Babysitter Application Form Template
A sitter application built on trust signals — age-group comfort, CPR status with expiry follow-up, availability windows, and speakable family references.
We're looking for someone our kids will be excited to see at the door. Experience matters, but so does the person — answer like yourself.
Names, contact details, and roughly how long you sat for each.
Hiring a babysitter is the highest-trust hire most households ever make, and the application should collect trust signals — not resume theater. This form is organized around the three things parents actually verify: safety readiness, real experience with the right ages, and other families who will vouch.
Why these fields. Age-group comfort leads because it is the true match variable — a wonderful sitter for school-age kids may be honestly out of their depth with an infant, and the multi-select lets them say so without shame. The CPR question distinguishes "current", "lapsed", and "not yet" rather than a blunt yes/no, because a lapsed certification plus willingness to renew is a fine answer; when someone says current, a logic rule reveals the expiry-date field so you can note the renewal date in your records. Availability windows are phrased the way families actually book — weekday evenings and weekend nights are different markets — so matching is mechanical. The references question asks for families, not employers, and specifically how long each engagement lasted: duration is the trust signal, since families keep good sitters for years. The paid-trial-evening promise in the ending sets a fair, modern expectation.
What we left out. Background-check data — where you want one, run it through a consent-based screening service after meeting the person, never through a form. Photos — they invite bias and feel invasive at application stage. Driving and pet questions — household-specific; add them if your situation needs them rather than making every applicant answer.
Who uses this. Families hiring directly through school newsletters and neighborhood groups, babysitting agencies standardizing intake, community centers keeping vetted sitter lists, and parents' groups pooling a shared roster.

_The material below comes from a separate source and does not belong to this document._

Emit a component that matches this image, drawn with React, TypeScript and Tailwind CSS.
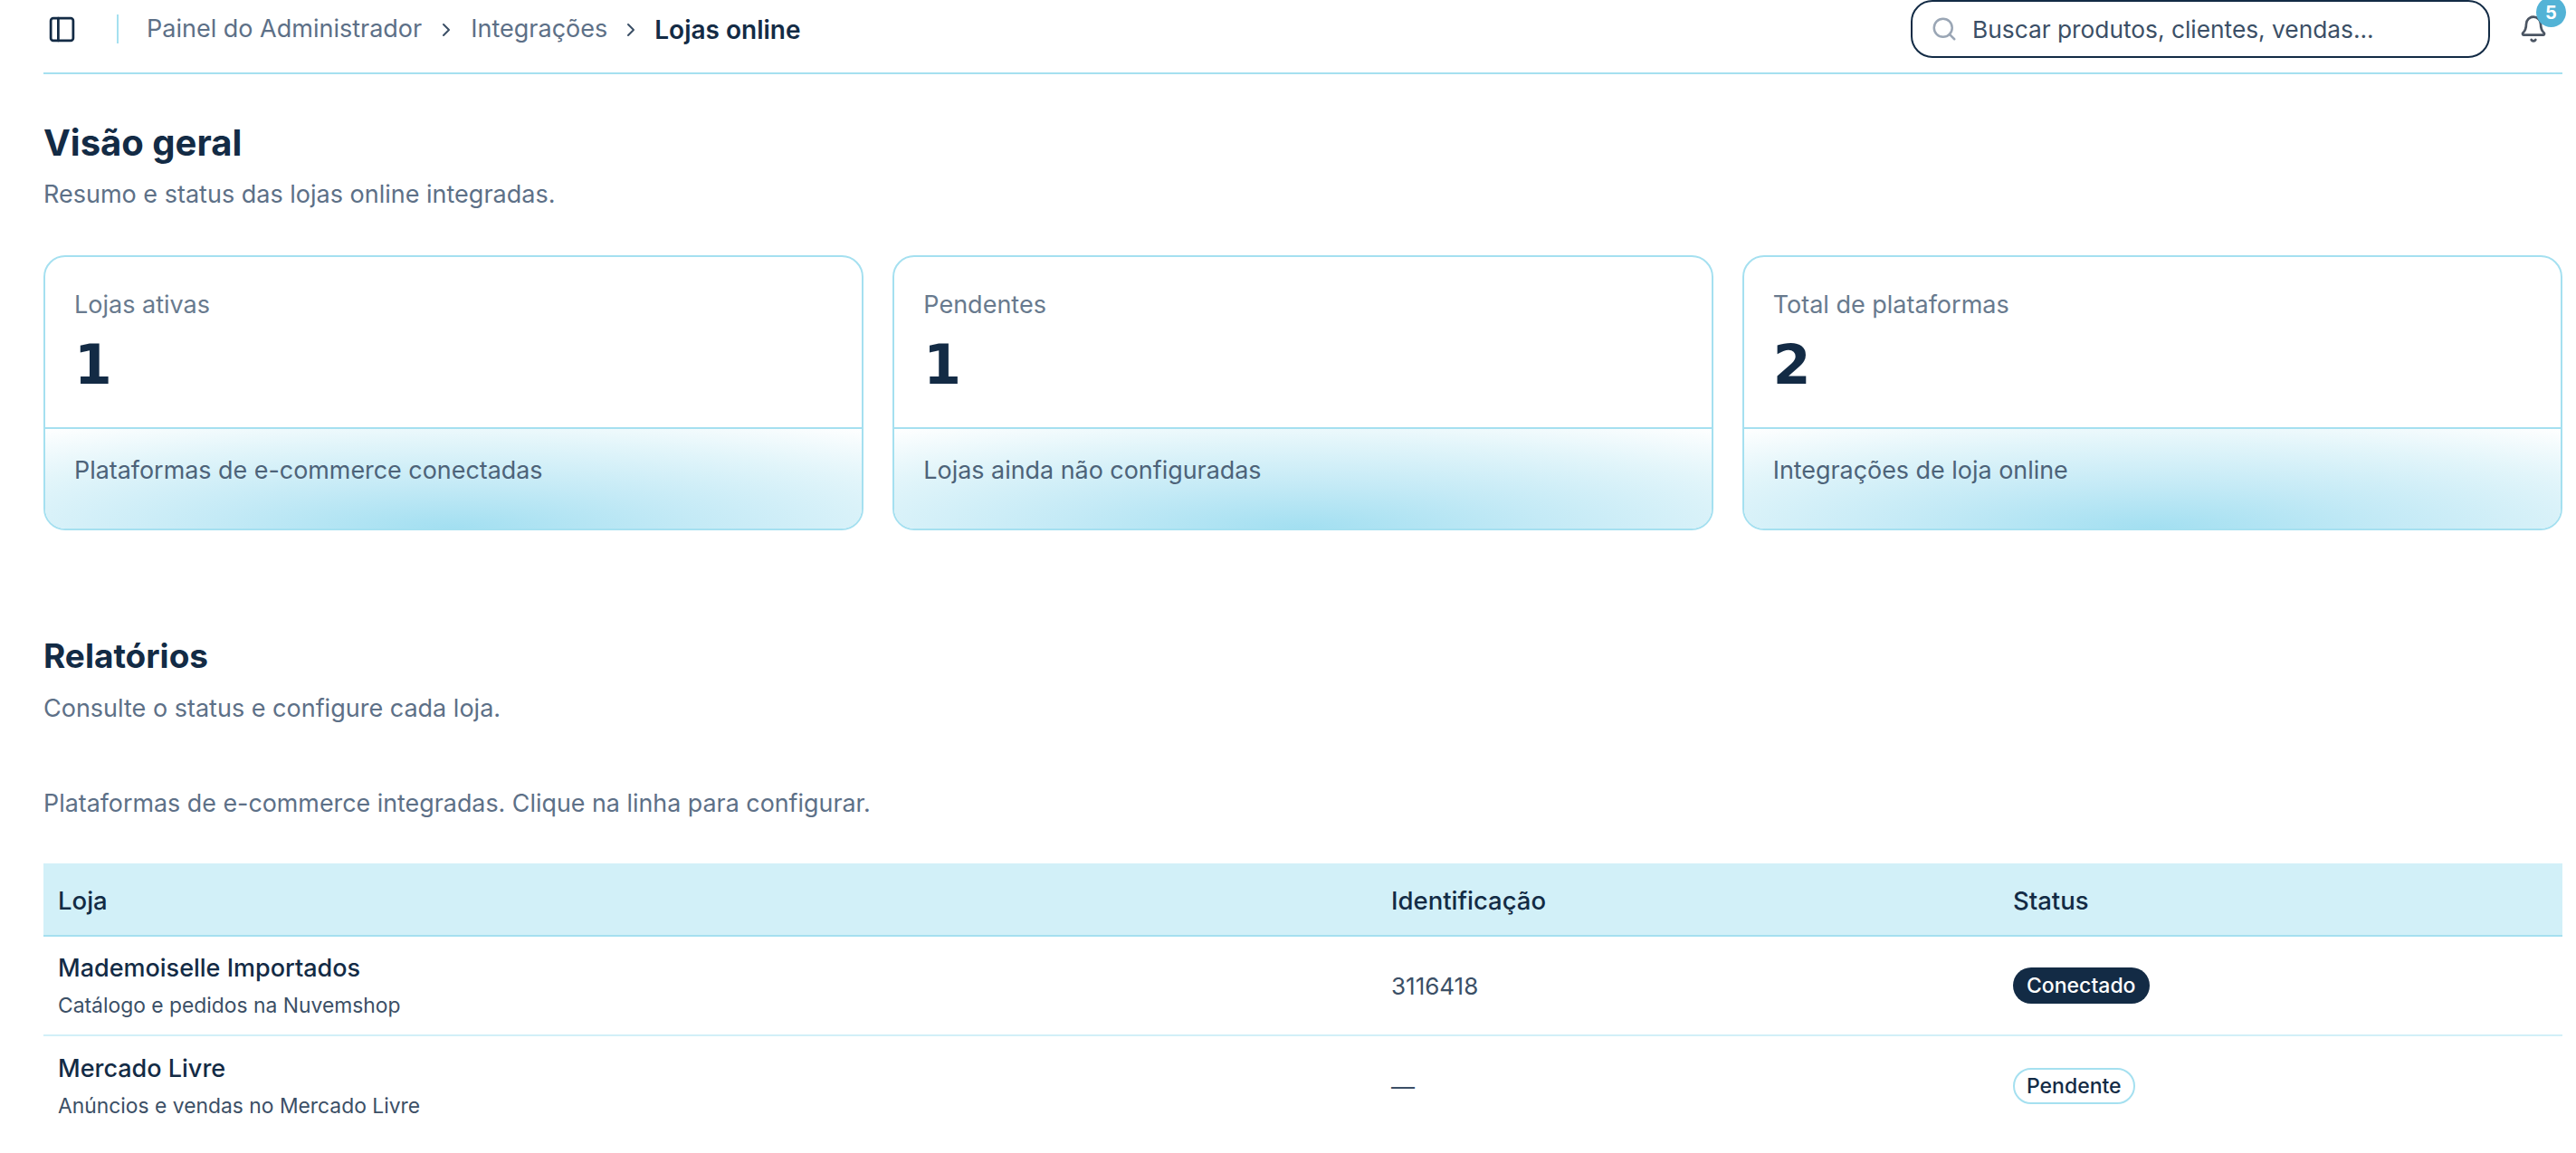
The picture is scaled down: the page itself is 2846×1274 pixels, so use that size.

Make it yours. Add the questions your household turns on — comfort with pets, ability to drive, homework help — as choice blocks, and extend the CPR pattern in the Logic panel if any need follow-ups. Turn on email notifications so you can reply while a good candidate is still looking, and enable duplicate prevention if you post the link in busy neighborhood groups. When several parents share the roster, the CSV export turns responses into a list the whole group can search by availability.
Tone carries this form. The intro asks people to answer like themselves, and the ending gives the kids a vote. Sitters choose families too — an application that sounds like a household rather than an HR department attracts the ones you want.
Frequently asked questions
Why does the CPR expiry date only sometimes appear?
A logic rule shows it only when an applicant says their certification is current. Lapsed or not-yet answers skip it — you can discuss renewal at the interview instead.
Should we require a background check in the form?
No — run checks through a proper consent-based screening service after you have met a candidate. The form collects references, which are the better first-stage signal anyway.
Can a parents’ group share one sitter pool?
Yes — share the form link in the group, then export responses as CSV so every family can filter by availability and age groups. One form, one searchable roster.
How fast should we respond to applicants?
Quickly — good sitters get booked. Enable email notifications in Settings so new applications reach you the moment they arrive, and shortlist within the week.